THE REQUEST:
Filter this material down to the lines that hold "would", copying each one.

RECORDS FOR THE EXERCISE:

(begin)

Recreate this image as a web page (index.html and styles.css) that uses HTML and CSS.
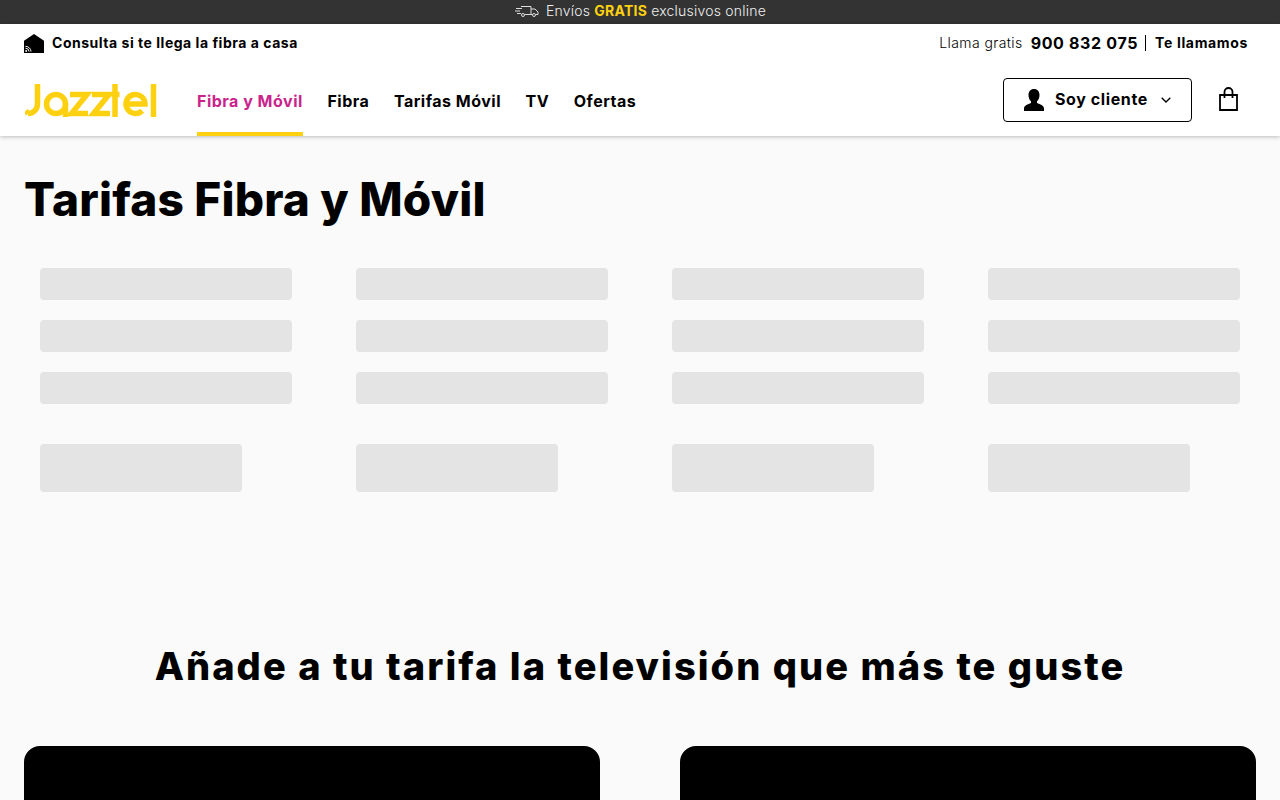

(end)
(begin)

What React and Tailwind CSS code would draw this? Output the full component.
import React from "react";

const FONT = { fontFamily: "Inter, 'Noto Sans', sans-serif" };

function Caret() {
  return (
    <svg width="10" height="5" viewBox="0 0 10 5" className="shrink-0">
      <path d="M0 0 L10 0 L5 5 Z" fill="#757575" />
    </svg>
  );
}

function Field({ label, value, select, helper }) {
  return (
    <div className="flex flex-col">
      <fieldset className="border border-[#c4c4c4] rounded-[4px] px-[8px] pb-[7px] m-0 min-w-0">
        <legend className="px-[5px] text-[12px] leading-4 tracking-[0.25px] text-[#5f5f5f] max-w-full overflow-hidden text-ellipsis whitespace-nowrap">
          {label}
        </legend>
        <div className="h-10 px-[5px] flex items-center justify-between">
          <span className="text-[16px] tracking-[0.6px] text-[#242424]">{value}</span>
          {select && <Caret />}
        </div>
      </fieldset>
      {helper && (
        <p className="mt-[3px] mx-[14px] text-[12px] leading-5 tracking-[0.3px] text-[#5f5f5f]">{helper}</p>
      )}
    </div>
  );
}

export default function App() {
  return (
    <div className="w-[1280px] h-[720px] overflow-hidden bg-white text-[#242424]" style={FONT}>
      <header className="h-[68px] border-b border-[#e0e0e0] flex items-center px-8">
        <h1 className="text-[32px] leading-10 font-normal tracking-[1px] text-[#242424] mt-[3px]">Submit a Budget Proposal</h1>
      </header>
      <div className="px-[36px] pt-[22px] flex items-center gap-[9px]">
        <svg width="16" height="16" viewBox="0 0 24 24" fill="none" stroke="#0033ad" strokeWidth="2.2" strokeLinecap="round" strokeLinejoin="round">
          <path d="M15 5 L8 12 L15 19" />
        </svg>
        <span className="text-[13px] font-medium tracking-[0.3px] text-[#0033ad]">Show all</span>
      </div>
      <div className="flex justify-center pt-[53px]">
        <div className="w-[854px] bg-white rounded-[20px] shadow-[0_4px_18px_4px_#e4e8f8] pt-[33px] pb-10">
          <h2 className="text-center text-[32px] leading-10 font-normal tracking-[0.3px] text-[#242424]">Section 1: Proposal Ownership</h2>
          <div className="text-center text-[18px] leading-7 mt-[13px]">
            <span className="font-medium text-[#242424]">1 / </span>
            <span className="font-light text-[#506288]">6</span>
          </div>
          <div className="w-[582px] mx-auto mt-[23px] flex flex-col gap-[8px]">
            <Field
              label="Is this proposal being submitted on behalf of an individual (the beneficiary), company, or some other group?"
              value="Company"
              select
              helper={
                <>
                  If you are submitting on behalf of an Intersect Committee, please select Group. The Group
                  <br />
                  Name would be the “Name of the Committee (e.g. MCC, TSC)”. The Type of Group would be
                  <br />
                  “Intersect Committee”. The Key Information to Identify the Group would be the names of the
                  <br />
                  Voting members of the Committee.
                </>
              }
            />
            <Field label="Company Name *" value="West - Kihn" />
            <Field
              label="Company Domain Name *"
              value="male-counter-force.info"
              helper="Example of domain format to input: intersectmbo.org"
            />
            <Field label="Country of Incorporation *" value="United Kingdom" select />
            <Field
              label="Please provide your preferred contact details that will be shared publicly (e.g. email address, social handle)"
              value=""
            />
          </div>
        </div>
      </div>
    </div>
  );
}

(end)
(begin)

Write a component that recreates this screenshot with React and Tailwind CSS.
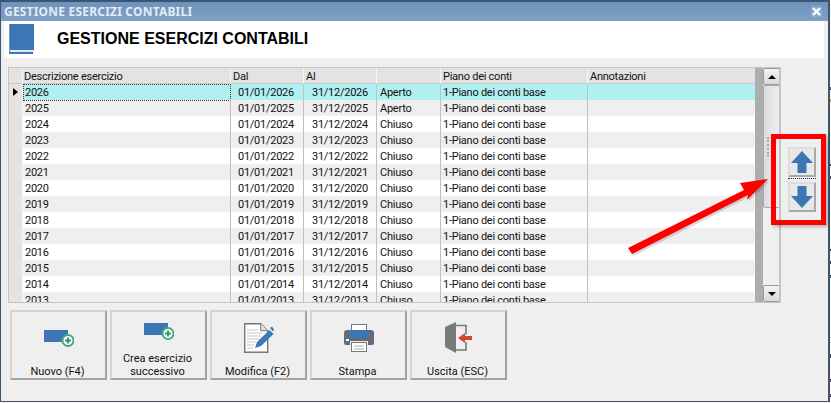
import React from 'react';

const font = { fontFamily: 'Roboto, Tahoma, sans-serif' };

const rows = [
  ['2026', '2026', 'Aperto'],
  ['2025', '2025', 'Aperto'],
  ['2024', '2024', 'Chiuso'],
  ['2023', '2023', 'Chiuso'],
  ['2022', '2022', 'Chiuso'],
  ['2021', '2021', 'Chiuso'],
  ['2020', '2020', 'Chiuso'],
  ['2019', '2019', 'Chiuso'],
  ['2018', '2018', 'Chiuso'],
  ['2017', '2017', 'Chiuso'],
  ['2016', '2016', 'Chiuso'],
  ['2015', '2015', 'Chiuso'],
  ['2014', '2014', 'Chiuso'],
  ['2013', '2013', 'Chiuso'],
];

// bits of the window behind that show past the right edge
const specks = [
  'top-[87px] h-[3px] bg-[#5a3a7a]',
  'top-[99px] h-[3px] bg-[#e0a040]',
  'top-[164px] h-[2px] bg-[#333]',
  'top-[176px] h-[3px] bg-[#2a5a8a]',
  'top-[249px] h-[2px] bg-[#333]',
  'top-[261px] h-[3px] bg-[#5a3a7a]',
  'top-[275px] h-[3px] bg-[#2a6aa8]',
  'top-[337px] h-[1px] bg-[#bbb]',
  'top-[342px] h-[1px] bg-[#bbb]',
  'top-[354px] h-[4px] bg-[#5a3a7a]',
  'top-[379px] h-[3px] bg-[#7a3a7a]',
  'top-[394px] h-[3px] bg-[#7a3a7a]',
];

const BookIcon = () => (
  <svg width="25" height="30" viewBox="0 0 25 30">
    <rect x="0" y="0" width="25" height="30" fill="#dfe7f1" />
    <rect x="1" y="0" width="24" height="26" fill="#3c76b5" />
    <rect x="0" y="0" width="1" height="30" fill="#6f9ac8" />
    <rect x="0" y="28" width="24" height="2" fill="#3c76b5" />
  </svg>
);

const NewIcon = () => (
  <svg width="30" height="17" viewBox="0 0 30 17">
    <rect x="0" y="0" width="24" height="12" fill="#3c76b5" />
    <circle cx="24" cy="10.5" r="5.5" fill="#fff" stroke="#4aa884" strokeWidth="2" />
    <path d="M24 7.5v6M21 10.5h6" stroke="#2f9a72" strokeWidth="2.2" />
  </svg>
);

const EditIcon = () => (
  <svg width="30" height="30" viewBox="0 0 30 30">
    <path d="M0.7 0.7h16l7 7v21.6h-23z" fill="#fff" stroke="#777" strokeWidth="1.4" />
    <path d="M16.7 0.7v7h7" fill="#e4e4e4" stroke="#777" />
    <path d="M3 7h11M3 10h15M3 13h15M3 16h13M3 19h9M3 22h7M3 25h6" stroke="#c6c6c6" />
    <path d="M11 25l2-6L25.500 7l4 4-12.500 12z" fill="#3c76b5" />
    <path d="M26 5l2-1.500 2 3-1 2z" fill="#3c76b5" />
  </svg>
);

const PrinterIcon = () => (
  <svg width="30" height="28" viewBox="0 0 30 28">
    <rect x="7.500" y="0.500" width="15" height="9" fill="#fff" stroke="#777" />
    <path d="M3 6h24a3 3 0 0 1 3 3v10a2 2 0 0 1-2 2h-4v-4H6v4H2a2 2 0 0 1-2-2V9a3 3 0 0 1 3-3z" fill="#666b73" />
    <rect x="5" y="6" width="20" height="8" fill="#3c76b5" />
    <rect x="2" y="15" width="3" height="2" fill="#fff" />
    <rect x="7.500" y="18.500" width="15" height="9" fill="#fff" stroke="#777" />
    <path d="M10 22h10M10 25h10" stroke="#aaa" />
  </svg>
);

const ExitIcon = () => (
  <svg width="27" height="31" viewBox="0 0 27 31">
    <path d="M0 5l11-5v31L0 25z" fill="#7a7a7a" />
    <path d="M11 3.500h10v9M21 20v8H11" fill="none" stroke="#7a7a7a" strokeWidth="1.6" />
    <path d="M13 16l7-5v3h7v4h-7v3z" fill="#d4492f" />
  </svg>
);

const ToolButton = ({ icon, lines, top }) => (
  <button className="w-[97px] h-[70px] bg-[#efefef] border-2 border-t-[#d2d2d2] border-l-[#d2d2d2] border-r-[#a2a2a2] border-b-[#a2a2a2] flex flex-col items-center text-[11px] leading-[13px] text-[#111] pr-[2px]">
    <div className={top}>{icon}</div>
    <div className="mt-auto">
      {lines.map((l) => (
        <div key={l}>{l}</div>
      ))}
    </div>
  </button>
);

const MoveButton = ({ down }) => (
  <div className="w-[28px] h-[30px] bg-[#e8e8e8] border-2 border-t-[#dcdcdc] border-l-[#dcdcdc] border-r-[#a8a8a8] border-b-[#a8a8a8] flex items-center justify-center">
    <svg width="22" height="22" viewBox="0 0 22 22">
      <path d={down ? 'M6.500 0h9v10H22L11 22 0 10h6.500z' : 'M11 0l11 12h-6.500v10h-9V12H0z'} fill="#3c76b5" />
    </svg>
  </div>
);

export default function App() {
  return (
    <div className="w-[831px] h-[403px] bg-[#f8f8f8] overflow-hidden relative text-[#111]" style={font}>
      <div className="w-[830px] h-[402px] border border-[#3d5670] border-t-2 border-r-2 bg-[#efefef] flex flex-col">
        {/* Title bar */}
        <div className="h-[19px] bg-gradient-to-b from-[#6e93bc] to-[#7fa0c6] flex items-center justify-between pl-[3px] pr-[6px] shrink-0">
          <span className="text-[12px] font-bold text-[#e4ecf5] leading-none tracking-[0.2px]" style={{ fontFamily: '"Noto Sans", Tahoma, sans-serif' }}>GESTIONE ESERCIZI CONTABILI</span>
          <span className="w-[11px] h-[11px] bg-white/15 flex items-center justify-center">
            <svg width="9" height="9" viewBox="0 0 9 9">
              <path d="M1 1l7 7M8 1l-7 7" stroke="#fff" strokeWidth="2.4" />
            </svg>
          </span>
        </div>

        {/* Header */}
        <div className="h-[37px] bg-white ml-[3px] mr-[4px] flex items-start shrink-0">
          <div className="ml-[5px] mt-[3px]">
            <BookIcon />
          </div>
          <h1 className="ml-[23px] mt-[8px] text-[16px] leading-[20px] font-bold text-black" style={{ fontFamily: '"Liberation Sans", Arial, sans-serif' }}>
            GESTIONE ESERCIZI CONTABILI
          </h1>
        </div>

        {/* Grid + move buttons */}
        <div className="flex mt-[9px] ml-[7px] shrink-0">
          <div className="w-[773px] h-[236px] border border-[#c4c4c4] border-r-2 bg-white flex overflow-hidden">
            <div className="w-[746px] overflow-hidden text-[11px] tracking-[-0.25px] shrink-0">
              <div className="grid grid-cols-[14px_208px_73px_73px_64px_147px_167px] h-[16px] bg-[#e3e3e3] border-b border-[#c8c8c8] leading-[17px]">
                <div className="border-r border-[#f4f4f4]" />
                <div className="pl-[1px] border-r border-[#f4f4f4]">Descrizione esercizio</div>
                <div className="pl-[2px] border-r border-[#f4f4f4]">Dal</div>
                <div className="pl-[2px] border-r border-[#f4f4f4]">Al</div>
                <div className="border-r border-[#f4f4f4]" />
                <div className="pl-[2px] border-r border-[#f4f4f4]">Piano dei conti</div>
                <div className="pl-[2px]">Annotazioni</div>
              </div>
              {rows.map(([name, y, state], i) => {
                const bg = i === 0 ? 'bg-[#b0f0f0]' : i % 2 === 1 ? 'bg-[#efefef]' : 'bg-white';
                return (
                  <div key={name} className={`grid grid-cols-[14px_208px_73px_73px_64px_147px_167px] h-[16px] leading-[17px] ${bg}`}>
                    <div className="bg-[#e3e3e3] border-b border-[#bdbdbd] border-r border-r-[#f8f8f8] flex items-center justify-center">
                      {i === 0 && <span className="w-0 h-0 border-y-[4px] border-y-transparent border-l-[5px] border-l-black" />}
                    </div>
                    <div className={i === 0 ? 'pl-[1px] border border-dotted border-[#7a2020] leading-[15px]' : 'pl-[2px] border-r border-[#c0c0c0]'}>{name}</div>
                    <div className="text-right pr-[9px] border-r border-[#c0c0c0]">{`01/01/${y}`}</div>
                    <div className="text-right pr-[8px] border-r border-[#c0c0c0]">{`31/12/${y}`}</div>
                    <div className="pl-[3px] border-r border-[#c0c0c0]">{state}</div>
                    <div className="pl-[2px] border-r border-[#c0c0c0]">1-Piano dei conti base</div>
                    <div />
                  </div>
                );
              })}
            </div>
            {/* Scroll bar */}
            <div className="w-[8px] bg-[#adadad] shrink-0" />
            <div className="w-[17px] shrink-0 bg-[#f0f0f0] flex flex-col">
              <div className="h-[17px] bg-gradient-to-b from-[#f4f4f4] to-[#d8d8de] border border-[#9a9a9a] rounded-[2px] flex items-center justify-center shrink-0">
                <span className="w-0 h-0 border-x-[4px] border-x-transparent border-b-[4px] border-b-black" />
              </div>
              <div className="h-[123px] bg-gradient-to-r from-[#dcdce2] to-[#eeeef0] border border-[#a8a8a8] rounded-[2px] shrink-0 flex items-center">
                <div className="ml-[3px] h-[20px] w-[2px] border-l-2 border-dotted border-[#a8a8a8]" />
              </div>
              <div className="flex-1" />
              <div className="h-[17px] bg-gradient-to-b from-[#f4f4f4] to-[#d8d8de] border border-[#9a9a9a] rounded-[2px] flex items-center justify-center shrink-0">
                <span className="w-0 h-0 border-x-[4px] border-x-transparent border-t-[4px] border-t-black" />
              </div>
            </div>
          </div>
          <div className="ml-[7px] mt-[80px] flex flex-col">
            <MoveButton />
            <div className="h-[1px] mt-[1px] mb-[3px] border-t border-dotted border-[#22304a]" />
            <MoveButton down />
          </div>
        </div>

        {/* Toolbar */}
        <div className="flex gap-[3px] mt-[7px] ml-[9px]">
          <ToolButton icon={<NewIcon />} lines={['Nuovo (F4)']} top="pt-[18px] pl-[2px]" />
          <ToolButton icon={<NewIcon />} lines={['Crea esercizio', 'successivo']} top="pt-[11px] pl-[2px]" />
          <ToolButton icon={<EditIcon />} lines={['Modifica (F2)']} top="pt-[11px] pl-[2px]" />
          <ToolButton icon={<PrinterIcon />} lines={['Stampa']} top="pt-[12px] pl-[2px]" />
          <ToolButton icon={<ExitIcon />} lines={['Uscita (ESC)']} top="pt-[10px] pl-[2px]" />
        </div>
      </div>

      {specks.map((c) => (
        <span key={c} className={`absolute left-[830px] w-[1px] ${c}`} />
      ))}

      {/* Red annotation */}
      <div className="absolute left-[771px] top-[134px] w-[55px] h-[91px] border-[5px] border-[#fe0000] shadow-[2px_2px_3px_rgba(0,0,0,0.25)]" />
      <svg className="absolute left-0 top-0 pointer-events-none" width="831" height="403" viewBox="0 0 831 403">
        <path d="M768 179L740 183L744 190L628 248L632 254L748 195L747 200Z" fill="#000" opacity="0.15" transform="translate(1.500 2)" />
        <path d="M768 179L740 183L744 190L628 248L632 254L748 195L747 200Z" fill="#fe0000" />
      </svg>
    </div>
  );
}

(end)

WORKED ANSWER:
What React and Tailwind CSS code would draw this? Output the full component.
                  Name would be the “Name of the Committee (e.g. MCC, TSC)”. The Type of Group would be
                  “Intersect Committee”. The Key Information to Identify the Group would be the names of the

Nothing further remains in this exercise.